By accepting that every source reflects a partial view, you can piece together a more balanced picture. Numbers and schedules give you structure; stories and photos give you texture. The reality you encounter will sit somewhere between those two, richer and more nuanced than any single review or postcard image.

Seeing Through the Haze and Enjoying the Journey

When you recognize how much of travel planning relies on appearances, it becomes easier to use research without being misled by it. You learn to read between the lines of glowing descriptions, question flawless images, and translate reviews into concrete expectations for your own trip. Instead of chasing a destination that matches the perfect picture in your mind, you begin to look forward to the real, slightly unpredictable place you will actually visit.

In this way, the so‑called "smoke and mirrors" of travel information becomes a tool rather than a trap. You step through the haze of marketing and opinions, using them as signposts, and find your own perspective on the city, region, or country you choose to explore.

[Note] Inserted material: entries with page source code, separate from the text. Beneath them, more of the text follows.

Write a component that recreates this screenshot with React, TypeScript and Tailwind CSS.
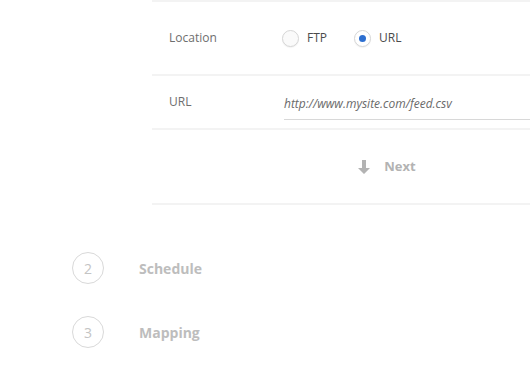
import React from 'react';

const STEPS = [
  { n: 2, label: 'Schedule' },
  { n: 3, label: 'Mapping' },
];

export default function App() {
  return (
    <div className="w-[530px] h-[367px] overflow-hidden bg-white font-['Open_Sans',sans-serif]">
      {/* Source panel (runs past the right edge) */}
      <div className="ml-[152px] w-[468px]">
        <div className="h-[2px] bg-[#f3f3f3]" />

        {/* Location row */}
        <div className="h-[74px] flex items-center px-[17px] border-b-2 border-[#f3f3f3]">
          <span className="w-[113px] text-[12px] text-[#6e6e6e]">Location</span>
          <label className="flex items-center gap-[8px] mr-[27px]">
            <span className="w-[17px] h-[17px] rounded-full border border-[#d6d6d6] bg-[#fafafa] shadow-[0_1px_1px_rgba(0,0,0,0.05)]" />
            <span className="text-[12px] text-[#4b4b4b]">FTP</span>
          </label>
          <label className="flex items-center gap-[8px]">
            <span className="w-[17px] h-[17px] rounded-full border border-[#d6d6d6] bg-white flex items-center justify-center shadow-[0_1px_1px_rgba(0,0,0,0.05)]">
              <span className="w-[7px] h-[7px] rounded-full bg-[#2d6fd0]" />
            </span>
            <span className="text-[12px] text-[#4b4b4b]">URL</span>
          </label>
        </div>

        {/* URL row */}
        <div className="h-[54px] flex items-center pl-[17px] border-b-2 border-[#f3f3f3]">
          <span className="w-[115px] text-[12px] text-[#6e6e6e]">URL</span>
          <div className="flex-1 h-[32px] flex items-center border-b border-[#d8d8d8] mt-[4px]">
            <span className="text-[12px] italic text-[#6a6a6a]">http://www.mysite.com/feed.csv</span>
          </div>
        </div>

        {/* Next */}
        <div className="h-[75px] flex items-center justify-center border-b-2 border-[#f3f3f3]">
          <button className="flex items-center gap-[14px] text-[#b3b3b3] font-bold text-[13px] pl-[2px]">
            <svg width="12" height="14" viewBox="0 0 12 14" className="fill-[#b3b3b3]">
              <path d="M4 0h4v8h4l-6 6-6-6h4z" />
            </svg>
            Next
          </button>
        </div>
      </div>

      {/* Steps */}
      <div className="ml-[72px] mt-[47px] flex flex-col gap-[32px]">
        {STEPS.map((s) => (
          <div key={s.n} className="flex items-center">
            <div className="w-[32px] h-[32px] rounded-full border border-[#d9d9d9] flex items-center justify-center text-[14px] text-[#c4c4c4]">
              {s.n}
            </div>
            <span className="ml-[35px] text-[14px] font-bold text-[#bdbdbd]">{s.label}</span>
          </div>
        ))}
      </div>
    </div>
  );
}
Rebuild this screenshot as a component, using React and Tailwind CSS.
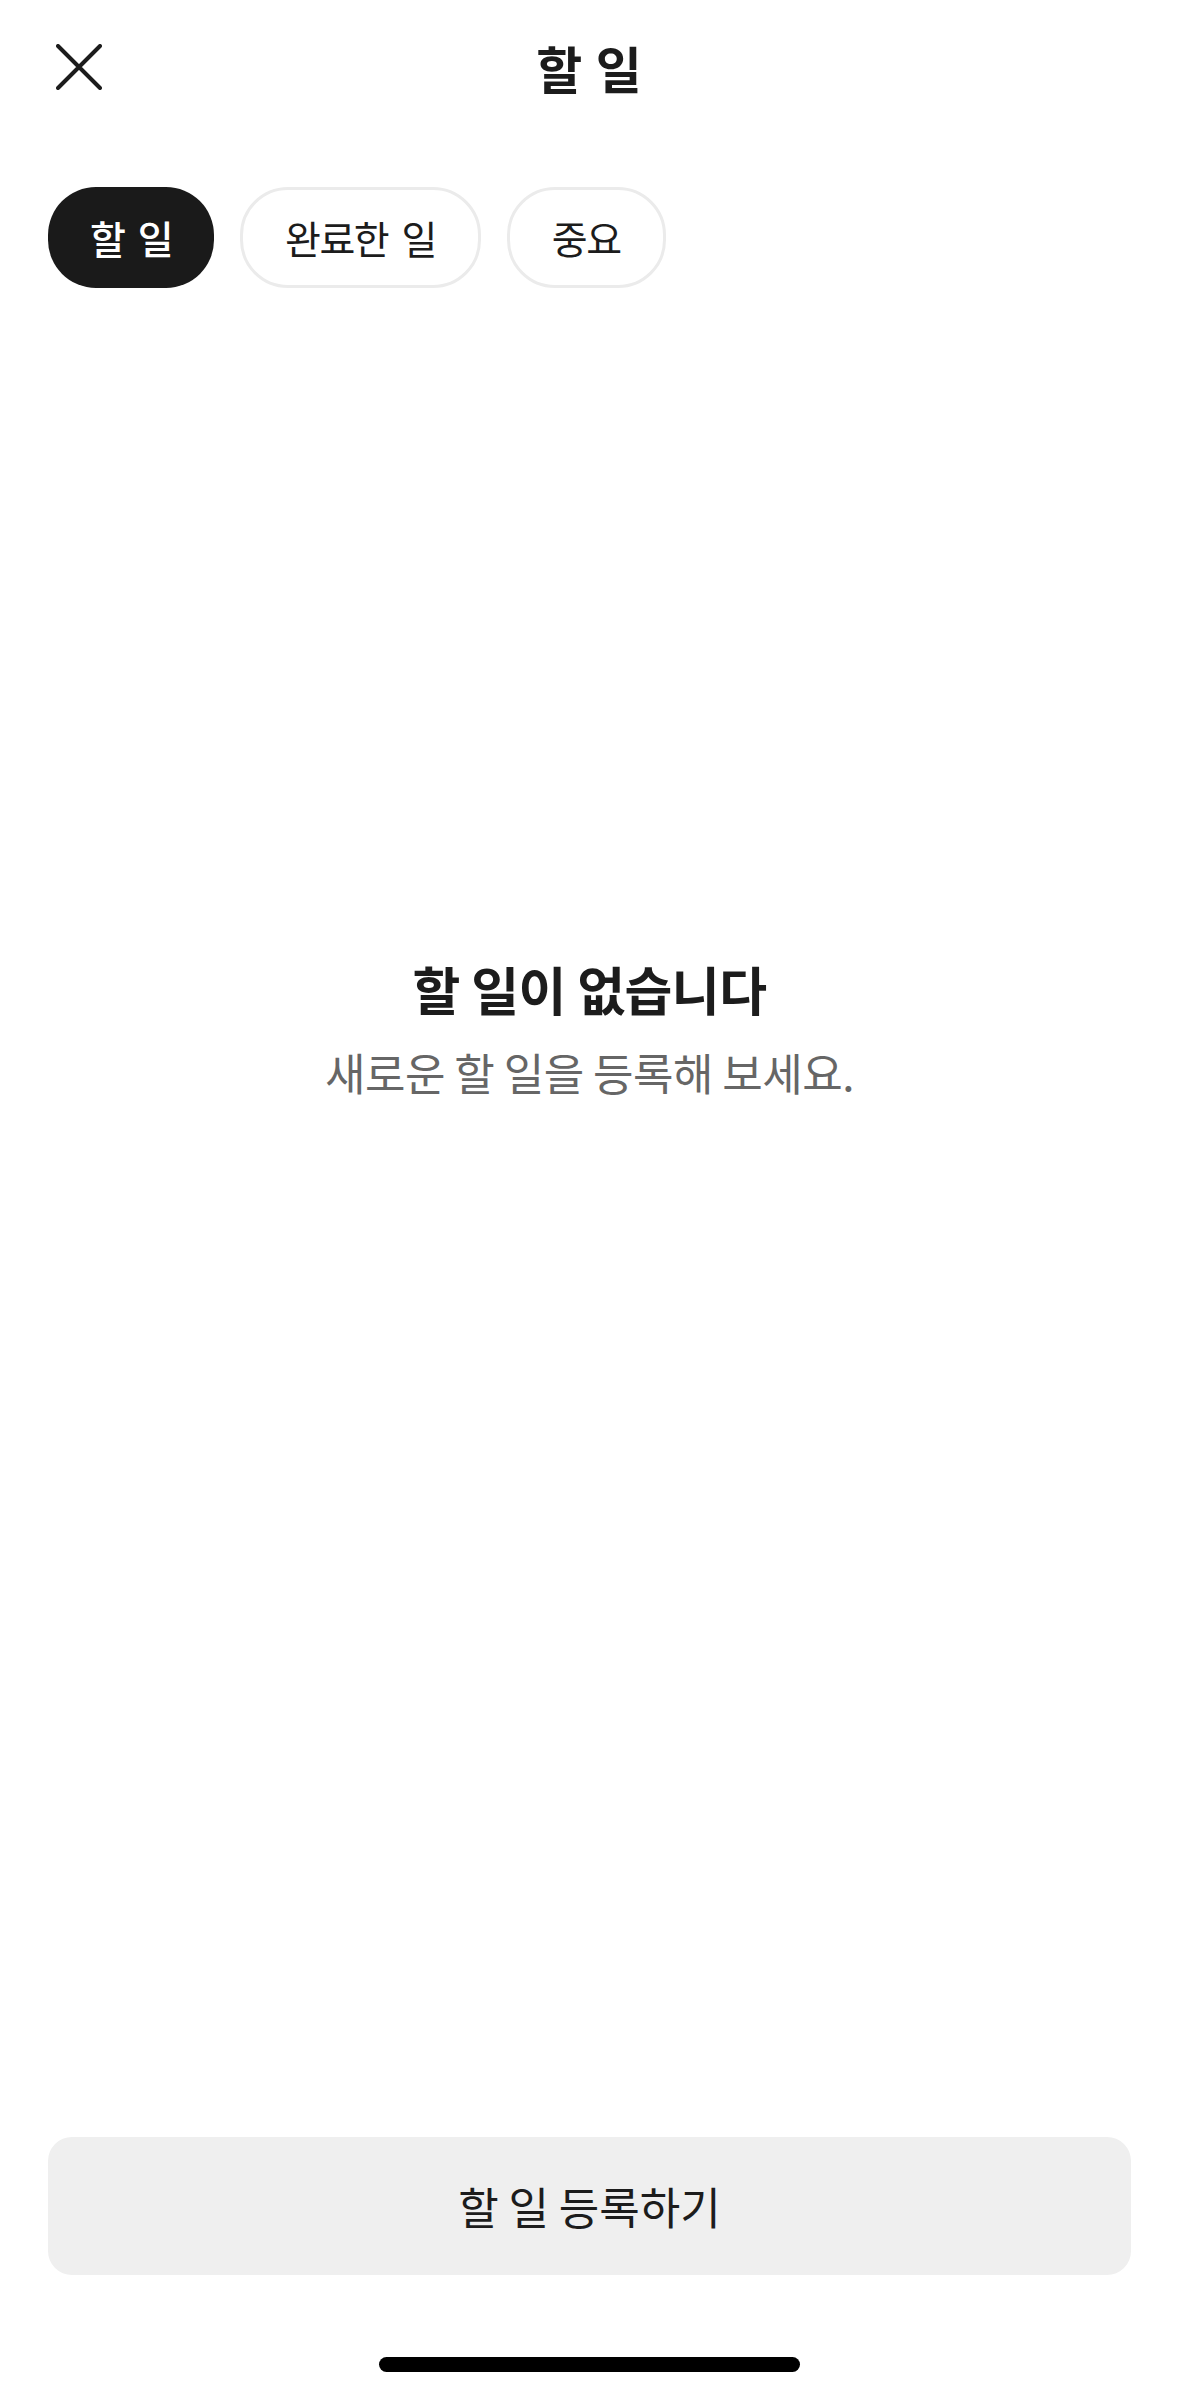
import React, { useState } from 'react'

const tabs = ['할 일', '완료한 일', '중요']

const CloseIcon = () => (
  <svg width="46" height="46" viewBox="0 0 46 46" fill="none">
    <path d="M2 2L44 44M44 2L2 44" stroke="#1c1c1c" strokeWidth="4" strokeLinecap="round" />
  </svg>
)

export default function App() {
  const [active, setActive] = useState(0)

  return (
    <div
      className="w-full h-[2396px] bg-white flex flex-col text-[#1c1c1c]"
      style={{ fontFamily: '"Noto Sans CJK KR", "Noto Sans", sans-serif' }}
    >
      {/* --- Header --- */}
      <div className="grid grid-cols-[1fr_auto_1fr] items-center h-[134px] px-[56px]">
        <button className="w-[46px] h-[46px] flex items-center justify-center">
          <CloseIcon />
        </button>
        <h1 className="text-[50px] font-bold leading-none tracking-[1px]">할 일</h1>
        <div />
      </div>

      {/* --- Tabs --- */}
      <div className="flex items-center gap-[26px] px-[48px] mt-[53px]">
        {tabs.map((t, i) => (
          <button
            key={t}
            onClick={() => setActive(i)}
            className={
              i === active
                ? 'h-[101px] px-[42px] rounded-[48px] bg-[#1a1a1a] text-white text-[39px] font-medium leading-none tracking-[-1.5px] [word-spacing:6px]'
                : 'h-[101px] px-[42px] rounded-[48px] bg-white border-[3px] border-[#ebebeb] text-[#1c1c1c] text-[39px] leading-none tracking-[-1.5px] [word-spacing:6px]'
            }
          >
            {t}
          </button>
        ))}
      </div>

      {/* --- Empty state --- */}
      <div className="flex flex-col items-center mt-[666px]">
        <p className="text-[52px] font-bold leading-[70px] tracking-[-0.5px]">할 일이 없습니다</p>
        <p className="text-[44px] text-[#666666] leading-[60px] mt-[18px] tracking-[-0.5px]">새로운 할 일을 등록해 보세요.</p>
      </div>

      <div className="flex-1" />

      {/* --- Bottom button --- */}
      <button className="mx-[48px] h-[138px] rounded-[24px] bg-[#efefef] text-[44px] text-[#1c1c1c]">
        할 일 등록하기
      </button>

      <div className="flex justify-center mt-[82px] mb-[24px]">
        <div className="w-[421px] h-[15px] rounded-full bg-black" />
      </div>
    </div>
  )
}
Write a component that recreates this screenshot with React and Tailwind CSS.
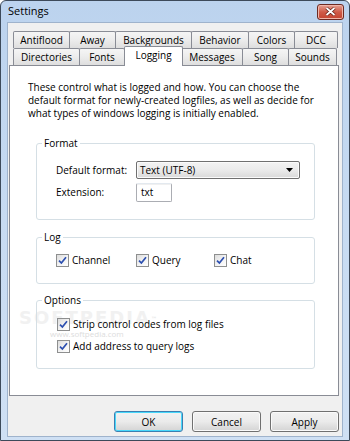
const ROW1 = [
  { label: 'Antiflood', w: 57 },
  { label: 'Away', w: 47 },
  { label: 'Backgrounds', w: 77 },
  { label: 'Behavior', w: 58 },
  { label: 'Colors', w: 47 },
  { label: 'DCC', w: 44 },
];

const ROW2 = [
  { label: 'Directories', w: 67 },
  { label: 'Fonts', w: 46 },
  { label: 'Logging', w: 57, active: true },
  { label: 'Messages', w: 62 },
  { label: 'Song', w: 47 },
  { label: 'Sounds', w: 49 },
];

function Tab({ label, w, active }) {
  if (active) {
    return (
      <div
        style={{ width: w + 2 }}
        className="relative z-10 -mx-px -mt-[2px] h-[20px] shrink-0 rounded-t-[2px] border border-b-0 border-[#898c95] bg-white pt-[1px] text-center leading-[15px]"
      >
        {label}
      </div>
    );
  }
  return (
    <div
      style={{ width: w }}
      className="-ml-px h-[17px] shrink-0 rounded-t-[2px] border border-b-0 border-[#898c95] bg-gradient-to-b from-[#f5f5f5] via-[#ececec] to-[#dedede] text-center leading-[16px] first:ml-0"
    >
      {label}
    </div>
  );
}

function Check({ children }) {
  return (
    <div className="flex items-center gap-[3px]">
      <span className="flex h-[13px] w-[13px] items-center justify-center border border-[#8e8f8f] bg-gradient-to-br from-[#dcdcdc] via-[#f2f2f2] to-white">
        <svg width="9" height="9" viewBox="0 0 9 9">
          <path d="M1 4.6 L3.4 7 L8 1.2" fill="none" stroke="#2c4fb0" strokeWidth="1.7" />
        </svg>
      </span>
      <span className="leading-[13px]">{children}</span>
    </div>
  );
}

function Group({ title, className, children }) {
  return (
    <div className={`relative ml-[26px] w-[279px] rounded-[3px] border border-[#d5dfe5] ${className}`}>
      <span className="absolute -top-[7px] left-[5px] bg-white px-[2px] leading-[13px]">{title}</span>
      {children}
    </div>
  );
}

function Button({ children, primary }) {
  return (
    <button
      className={`h-[21px] w-[69px] rounded-[3px] border bg-gradient-to-b from-[#f2f2f2] via-[#ebebeb] to-[#d4d4d4] leading-[18px] ${
        primary ? 'border-[#3c7fb1] shadow-[inset_0_0_0_1px_#48d8fb]' : 'border-[#707070] shadow-[inset_0_0_0_1px_#fafafa]'
      }`}
    >
      {children}
    </button>
  );
}

export default function App() {
  return (
    <div
      className="flex h-[441px] w-[350px] flex-col overflow-hidden rounded-t-[6px] border border-[#3d4a5a] bg-gradient-to-b from-[#bcd3ee] via-[#c7dbf2] to-[#cfe0f4] text-[10px] text-black"
      style={{ fontFamily: '"Open Sans", sans-serif' }}
    >
      {/* title bar */}
      <div className="flex h-[21px] shrink-0 items-center justify-between pl-[7px] pr-[5px]">
        <span className="text-[11px]">Settings</span>
        <div className="flex h-[16px] w-[27px] items-center justify-center rounded-[3px] border border-[#6d2a22] bg-gradient-to-b from-[#e5a093] via-[#cf5b48] to-[#c3432f] shadow-[inset_0_0_0_1px_#f0b6aa]">
          <svg width="11" height="9" viewBox="0 0 11 9">
            <path d="M1.5 1 L9.5 8 M9.5 1 L1.5 8" stroke="#5a1a12" strokeWidth="3.2" />
            <path d="M1.5 1 L9.5 8 M9.5 1 L1.5 8" stroke="#ffffff" strokeWidth="1.8" />
          </svg>
        </div>
      </div>

      {/* client area */}
      <div className="mx-[6px] mb-[4px] flex flex-1 flex-col border border-[#9fb3cc] bg-[#f0f0f0] pb-[4px] pl-[1px] pr-[3px]">
        <div className="pl-[4px] pt-[8px]">
          <div className="flex">
            {ROW1.map((t) => <Tab key={t.label} {...t} />)}
          </div>
          <div className="flex h-[17px]">
            {ROW2.map((t) => <Tab key={t.label} {...t} />)}
          </div>
        </div>

        <div className="relative h-[331px] border border-[#898c95] bg-white">
          {/* watermark */}
          <div className="pointer-events-none absolute left-[9px] top-[238px] select-none">
            <div className="text-[18px] font-bold tracking-[2px] text-[#f1f1f1]" style={{ fontFamily: '"DejaVu Sans", sans-serif' }}>
              SOFTPEDIA<sup className="text-[6px] text-[#e6e6e6]">™</sup>
            </div>
            <div className="ml-[31px] -mt-[3px] text-[8px] text-[#dddddd]">www.softpedia.com</div>
          </div>

          <div className="relative pt-[15px]">
            <p className="pl-[18px] pr-[8px] leading-[13px]">
              These control what is logged and how. You can choose the
              <br />
              default format for newly-created logfiles, as well as decide for
              <br />
              what types of windows logging is initially enabled.
            </p>

            <Group title="Format" className="mt-[23px] pb-[17px] pl-[19px] pt-[17px]">
              <div className="flex items-center">
                <span className="w-[80px]">Default format:</span>
                <div className="flex h-[18px] w-[164px] items-center justify-between rounded-[2px] border border-[#707070] bg-gradient-to-b from-[#f3f3f3] via-[#ebebeb] to-[#d9d9d9] pl-[3px] pr-[6px] shadow-[inset_0_0_0_1px_#fbfbfb]">
                  <span>Text (UTF-8)</span>
                  <svg width="7" height="4" viewBox="0 0 7 4">
                    <path d="M0 0 H7 L3.5 4 Z" fill="#000" />
                  </svg>
                </div>
              </div>
              <div className="mt-[4px] flex items-center">
                <span className="w-[80px]">Extension:</span>
                <div className="flex h-[19px] w-[36px] items-center rounded-[2px] border border-[#abadb3] border-t-[#e3e9ef] pl-[4px] shadow-[inset_0_1px_0_#f0f0f0]">
                  txt
                </div>
              </div>
            </Group>

            <Group title="Log" className="mt-[17px] flex pb-[16px] pl-[19px] pt-[16px]">
              <div className="w-[80px]"><Check>Channel</Check></div>
              <div className="w-[78px]"><Check>Query</Check></div>
              <Check>Chat</Check>
            </Group>

            <Group title="Options" className="mt-[16px] flex flex-col gap-[9px] pb-[15px] pl-[20px] pt-[17px]">
              <Check>Strip control codes from log files</Check>
              <Check>Add address to query logs</Check>
            </Group>
          </div>
        </div>

        <div className="mt-[15px] flex justify-end gap-[9px]">
          <Button primary>OK</Button>
          <Button>Cancel</Button>
          <Button>Apply</Button>
        </div>
      </div>
    </div>
  );
}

Nowhere is this clearer than when choosing where to sleep. Hotel and apartment photos highlight their brightest corners and most flattering angles, but your experience will depend on smaller details: the hum of nearby streets at night, the ease of reaching public transport each morning, and how the neighborhood feels when you step out for a late snack. When researching accommodation, balance visual impressions with practical clues—check how far you are from the sights you care about, whether there are grocery shops or cafés on nearby streets, and how previous guests describe the atmosphere after dark. By reading reviews with this mindset, you turn marketing gloss into useful signals and pick a place to stay that supports the kind of trip you actually want, whether that means a quiet refuge or an energetic base at the heart of local life.